Баня для заключенных была по субботам. Раздевшись во дворе, они гуськом подбегали под струю воды, затем в движении намыливали тело и попадали под душ. Движение регулировалось полицейскими, которые с удовольствием избивали узников резиновыми палками, так как удары хорошо ложились на мокрые намыленные тела. Комплект одежды у каждого был один, поэтому после помывки заключённые при любой погоде ждали на улице, пока их робы пройдут дезинфекцию.
Воспитание трудом
Лагерные работы заключались в изнуряющем, часто бессмысленном труде. Арестанты рыли землю, дробили и перетаскивали камни, трамбовали дорогу, изготавливали бетонные плиты для мостовых. Лошадей в хозяйстве не было, вместо них в плуги, бороны, телеги, дорожные катки впрягали людей. Некоторые работы носили откровенно издевательский характер: например, копать рвы, а потом засыпать их обратно. Лука Волосюк из д. Батчи вспоминал, как слабые, измождённые люди через силу носили тяжелые камни. Часто носилки ломались от тяжести, за это «вредительство» полицаи секли заключённых дубинками и отправляли «на компост». Глубокие ямы, залитые фекалиями, засыпались соломой, листьями и прочим мусором. В эти ямы вгоняли человек двадцать месить его. Перепачканные работники не имели права сменить одежду, принять душ или даже помыть руки перед приёмом пищи.

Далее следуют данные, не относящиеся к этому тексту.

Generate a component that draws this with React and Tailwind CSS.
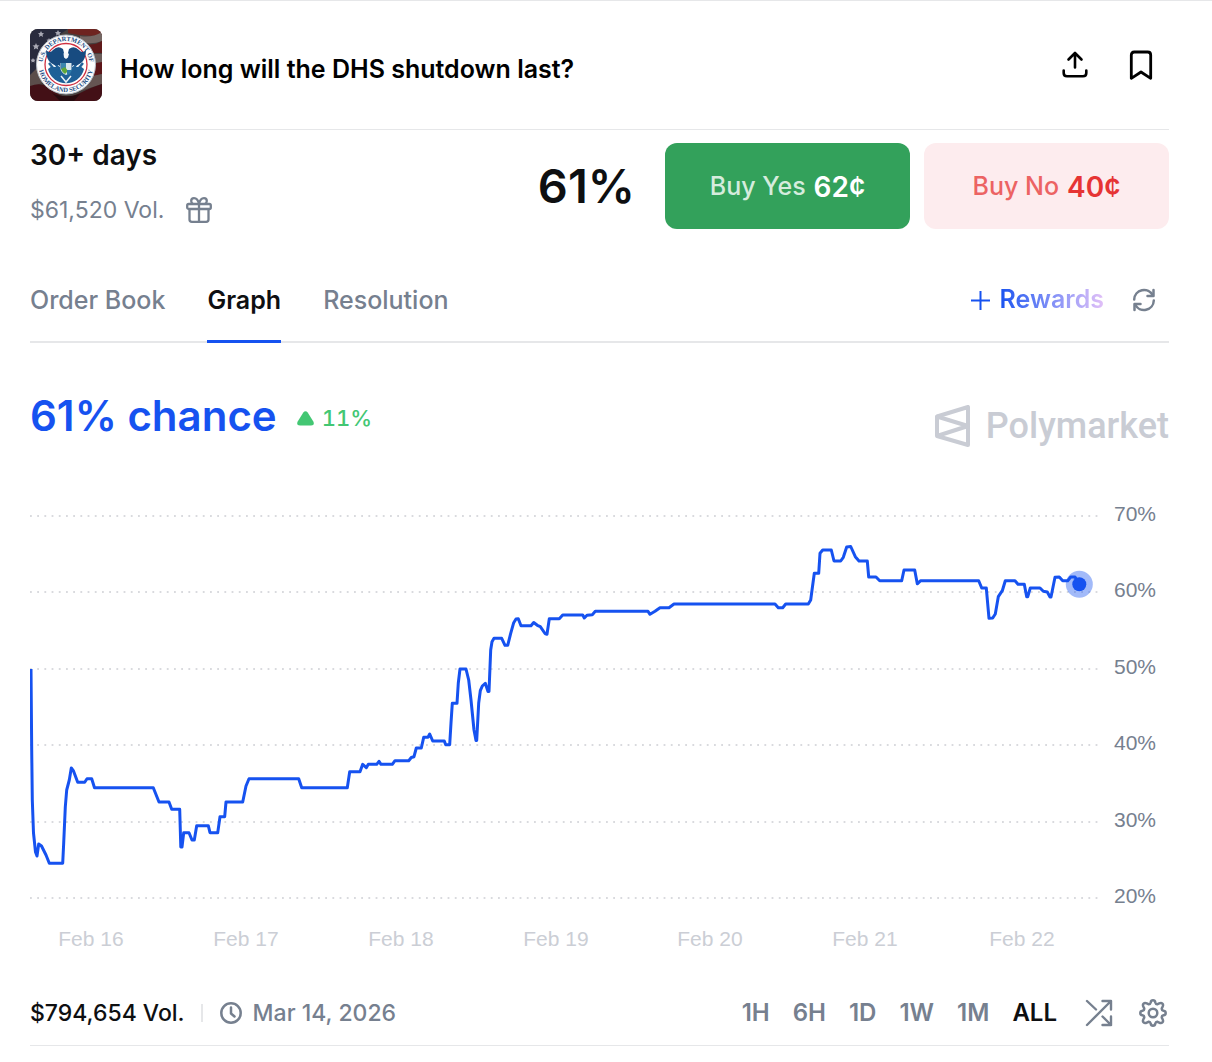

Самым тяжелым наказанием был карцер. Заключенному в течение недели не давали ни еды, ни отдыха. Не было даже нар, только холодный и мокрый бетонный пол. Спать не позволялось, каждые два часа узник обязан был отвечать на запрос дежурного полицейского.
Муштра
Особо изощренной пыткой была так называемая «гимнастика», или «муштра». По нескольку часов в день узники на плацу занимались бессмысленными физическими упражнениями, направленными на то, чтобы довести человека до полного истощения: ходили гусиным шагом в полуприсевшем положении, или падали плашмя всем туловищем, или, став на полуприсест, вытянув руки вперед, стояли, пока не скажут: «Повстань!». Бывало, на плац выливались нечистоты, в которых узников часами заставляли ползать по-пластунски. Затем для занятий была сооружена так называемая «красная дорожка», засыпанная острыми кирпичными обломками. Полицейские называли её «дорожкой Сталина» и заставляли коммунистов на локтях и коленях, которые обдирались в кровь, ползти по ней к «вождю народов».
Сбой или закономерность?
За 5 лет существования концлагеря в Берёзе-Картузской через его адский конвейер прошло около 10 тысяч человек. Конец бесчинствам положил польский поход РККА в сентябре 1939 года. Красная армия, войдя на территорию Польши на 17-й день после начала Второй мировой войны, не заняла ни пяди собственно польской территории, а лишь вернула то, что панская Польша захватила в 1920 году, – Западную Украину и Западную Белоруссию. Охрана Берёзы-Картузской, не дожидаясь появления красноармейцев, разбежалась со страху. Заключённые разошлись по домам.